Stored records
<<<<
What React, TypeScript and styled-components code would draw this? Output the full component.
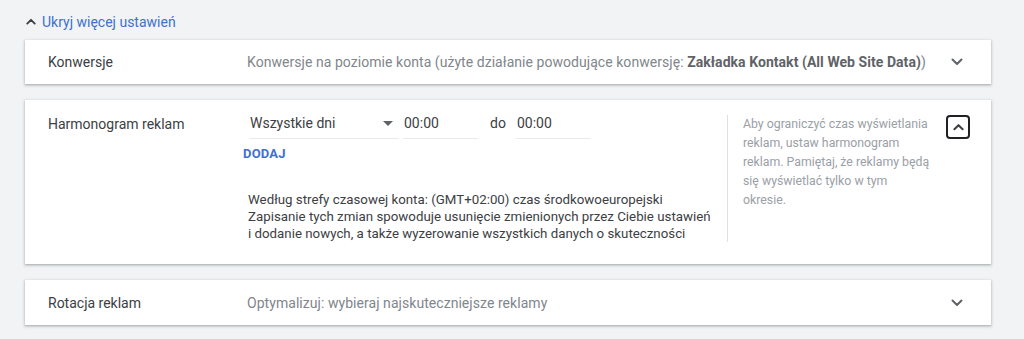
import React from "react";
import styled, { createGlobalStyle } from "styled-components";

const Global = createGlobalStyle`
  html, body { margin: 0; padding: 0; background: #f1f3f4; }
  body { font-family: Roboto, "Noto Sans", Arial, sans-serif; -webkit-font-smoothing: antialiased; }
`;

const Page = styled.div`
  width: 1024px;
  height: 339px;
  box-sizing: border-box;
  padding: 11px 33px 0 25px;
  overflow: hidden;
`;

const ToggleLink = styled.div`
  display: flex;
  align-items: center;
  gap: 6px;
  height: 21px;
  margin: 0 0 8px 1px;
  color: #4170cf;
  font-size: 14px;
  cursor: pointer;
`;

const LinkIcon = styled.span`
  display: flex;
  color: #3c4043;
`;

const List = styled.div`
  display: flex;
  flex-direction: column;
  gap: 16px;
`;

const Card = styled.div`
  background: #fff;
  box-shadow: 0 1px 2px rgba(60, 64, 67, 0.3), 0 1px 3px 1px rgba(60, 64, 67, 0.12);
`;

const Row = styled.div<{ $h: number }>`
  display: flex;
  align-items: center;
  height: ${(p) => p.$h}px;
  padding-left: 23px;
`;

const Label = styled.div<{ $w: number }>`
  width: ${(p) => p.$w}px;
  flex: none;
  color: #3c4043;
  font-size: 14px;
  line-height: 18px;
`;

const Value = styled.div`
  flex: 1;
  color: #80868b;
  font-size: 14px;
  letter-spacing: 0.05px;
  white-space: nowrap;
  b {
    color: #5f6368;
    font-weight: 700;
  }
`;

const IconBtn = styled.div<{ $boxed?: boolean }>`
  width: 24px;
  height: 24px;
  box-sizing: border-box;
  flex: none;
  margin-right: 22px;
  display: flex;
  align-items: center;
  justify-content: center;
  border: ${(p) => (p.$boxed ? "2px solid #202124" : "none")};
  border-radius: 4px;
  color: ${(p) => (p.$boxed ? "#3c4043" : "#5f6368")};
`;

const Expanded = styled.div`
  display: flex;
  align-items: flex-start;
  padding: 15px 0 22px 23px;
`;

const Editor = styled.div`
  width: 484px;
  flex: none;
  display: flex;
  flex-direction: column;
`;

const FieldRow = styled.div`
  display: flex;
  align-items: flex-end;
  padding-left: 6px;
`;

const Field = styled.div<{ $w: number; $ml?: number }>`
  width: ${(p) => p.$w}px;
  margin-left: ${(p) => p.$ml ?? 0}px;
  box-sizing: border-box;
  display: flex;
  align-items: center;
  justify-content: space-between;
  padding: 0 2px 7px 1px;
  border-bottom: 1px solid #e8eaed;
  color: #3c4043;
  font-size: 14px;
  line-height: 16px;
`;

const Caret = styled.span`
  width: 0;
  height: 0;
  border-left: 5px solid transparent;
  border-right: 5px solid transparent;
  border-top: 5px solid #5f6368;
  margin-right: 4px;
`;

const Sep = styled.span`
  color: #3c4043;
  font-size: 14px;
  line-height: 16px;
  padding: 0 10px 8px 12px;
`;

const AddButton = styled.div`
  margin-top: 8px;
  color: #4170cf;
  font-size: 13px;
  font-weight: 700;
  line-height: 14px;
  letter-spacing: 0.2px;
`;

const Note = styled.div`
  margin-top: 30px;
  padding-left: 5px;
  color: #3c4043;
  font-size: 13.3px;
  line-height: 17px;
  white-space: nowrap;
`;

const Help = styled.div`
  width: 188px;
  flex: none;
  margin-right: 15px;
  padding-left: 15px;
  border-left: 1px solid #e0e0e0;
  color: #9aa0a6;
  font-size: 12.3px;
  line-height: 19px;
  min-height: 127px;
`;

const ChevronDown = () => (
  <svg width="12" height="8" viewBox="0 0 12 8" fill="none" stroke="currentColor" strokeWidth="2" strokeLinecap="round" strokeLinejoin="round">
    <path d="M1.5 1.5l4.5 4.5 4.5-4.5" />
  </svg>
);

const ChevronUp = ({ w, h, sw }: { w: number; h: number; sw: number }) => (
  <svg width={w} height={h} viewBox="0 0 12 8" fill="none" stroke="currentColor" strokeWidth={sw} strokeLinecap="round" strokeLinejoin="round">
    <path d="M1.5 6.5l4.5-4.5 4.5 4.5" />
  </svg>
);

export default function App() {
  return (
    <>
      <Global />
      <Page>
        <ToggleLink>
          <LinkIcon>
            <ChevronUp w={10} h={7} sw={2.2} />
          </LinkIcon>
          Ukryj więcej ustawień
        </ToggleLink>
        <List>
          <Card>
            <Row $h={44}>
              <Label $w={199}>Konwersje</Label>
              <Value>
                Konwersje na poziomie konta (użyte działanie powodujące konwersję: <b>Zakładka Kontakt (All Web Site Data)</b>)
              </Value>
              <IconBtn>
                <ChevronDown />
              </IconBtn>
            </Row>
          </Card>
          <Card>
            <Expanded>
              <Label $w={195}>Harmonogram reklam</Label>
              <Editor>
                <FieldRow>
                  <Field $w={150}>
                    <span>Wszystkie dni</span>
                    <Caret />
                  </Field>
                  <Field $w={75} $ml={4}>
                    00:00
                  </Field>
                  <Sep>do</Sep>
                  <Field $w={75}>00:00</Field>
                </FieldRow>
                <AddButton>DODAJ</AddButton>
                <Note>
                  Według strefy czasowej konta: (GMT+02:00) czas środkowoeuropejski
                  <br />
                  Zapisanie tych zmian spowoduje usunięcie zmienionych przez Ciebie ustawień
                  <br />
                  i dodanie nowych, a także wyzerowanie wszystkich danych o skuteczności
                </Note>
              </Editor>
              <Help>
                Aby ograniczyć czas wyświetlania reklam, ustaw harmonogram reklam. Pamiętaj, że reklamy będą się wyświetlać tylko w tym okresie.
              </Help>
              <IconBtn $boxed>
                <ChevronUp w={11} h={8} sw={2.2} />
              </IconBtn>
            </Expanded>
          </Card>
          <Card>
            <Row $h={45}>
              <Label $w={199}>Rotacja reklam</Label>
              <Value>Optymalizuj: wybieraj najskuteczniejsze reklamy</Value>
              <IconBtn>
                <ChevronDown />
              </IconBtn>
            </Row>
          </Card>
        </List>
      </Page>
    </>
  );
}
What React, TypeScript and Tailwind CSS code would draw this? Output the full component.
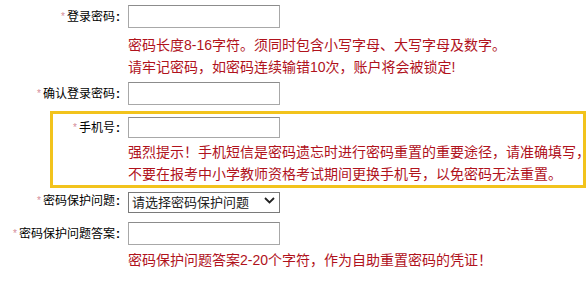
import React from "react";

function Label({ text, width }: { text: string; width: string }) {
  return (
    <label className={`${width} shrink-0 flex items-center justify-end text-[12px] text-black`}>
      <span className="text-[10px] text-[#d48c9a] mr-[2px] leading-none">*</span>
      <span>{text}</span>
      <span className="font-bold ml-[1px] mr-[1px]">:</span>
    </label>
  );
}

function TextInput({ h = "h-[23px]" }: { h?: string }) {
  return (
    <input
      type="text"
      className={`ml-[7px] w-[152px] ${h} border border-[#a8a8a8] border-t-[#8c8c8c] bg-white outline-none`}
    />
  );
}

function Hint({ children, mt }: { children: React.ReactNode; mt: string }) {
  return (
    <p className={`ml-[128px] ${mt} w-max text-[14px] leading-[22px] text-[#b0121c] whitespace-nowrap`}>
      {children}
    </p>
  );
}

export default function App() {
  return (
    <div className="w-[586px] h-[283px] overflow-hidden bg-white pt-[5px] font-['Liberation_Sans','Noto_Sans_CJK_SC',sans-serif]">
      <div className="flex items-center h-[23px]">
        <Label text="登录密码" width="w-[121px]" />
        <TextInput />
      </div>
      <Hint mt="mt-[6px]">
        密码长度8-16字符。须同时包含小写字母、大写字母及数字。
        <br />
        请牢记密码，如密码连续输错10次，账户将会被锁定!
      </Hint>

      <div className="flex items-center h-[23px] mt-[4px]">
        <Label text="确认登录密码" width="w-[121px]" />
        <TextInput />
      </div>

      <div className="mt-[6px] ml-[50px] w-[536px] border-[3px] border-[#f2c31c] pt-[3px]">
        <div className="flex items-center h-[21px]">
          <Label text="手机号" width="w-[68px]" />
          <TextInput h="h-[21px]" />
        </div>
        <p className="ml-[75px] mt-[3px] w-max text-[14px] leading-[22px] text-[#b0121c] whitespace-nowrap">
          强烈提示！手机短信是密码遗忘时进行密码重置的重要途径，请准确填写，
          <br />
          不要在报考中小学教师资格考试期间更换手机号，以免密码无法重置。
        </p>
      </div>

      <div className="flex items-center h-[21px] mt-[2px]">
        <Label text="密码保护问题" width="w-[121px]" />
        <div className="relative ml-[7px] w-[152px] h-[21px]">
          <select className="appearance-none w-full h-full border border-[#7a7a7a] bg-white pl-[3px] text-[13px] text-[#222] outline-none">
            <option>请选择密码保护问题</option>
          </select>
          <svg
            className="absolute right-[5px] top-[7px] pointer-events-none"
            width="11"
            height="7"
            viewBox="0 0 11 7"
          >
            <path d="M1 1 L5.5 5.5 L10 1" fill="none" stroke="#222" strokeWidth="1.8" />
          </svg>
        </div>
      </div>

      <div className="flex items-center h-[23px] mt-[11px]">
        <Label text="密码保护问题答案" width="w-[121px]" />
        <TextInput />
      </div>
      <Hint mt="mt-[4px]">密码保护问题答案2-20个字符，作为自助重置密码的凭证！</Hint>
    </div>
  );
}
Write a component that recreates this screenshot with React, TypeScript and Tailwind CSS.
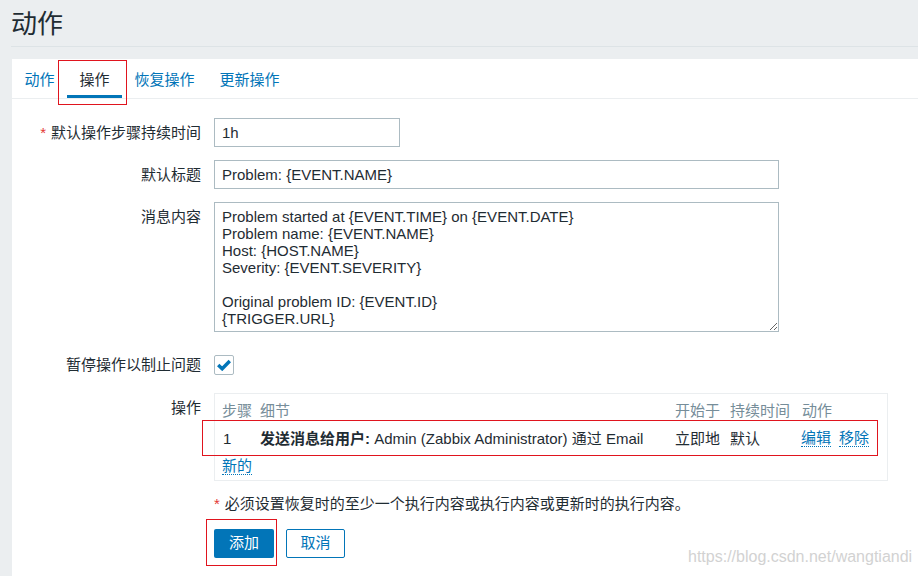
>>>>
## Exercise brief:
Search the data for the word "draw" and copy each line where it appears.

## Response to this exercise:
What React, TypeScript and styled-components code would draw this? Output the full component.
What React, TypeScript and Tailwind CSS code would draw this? Output the full component.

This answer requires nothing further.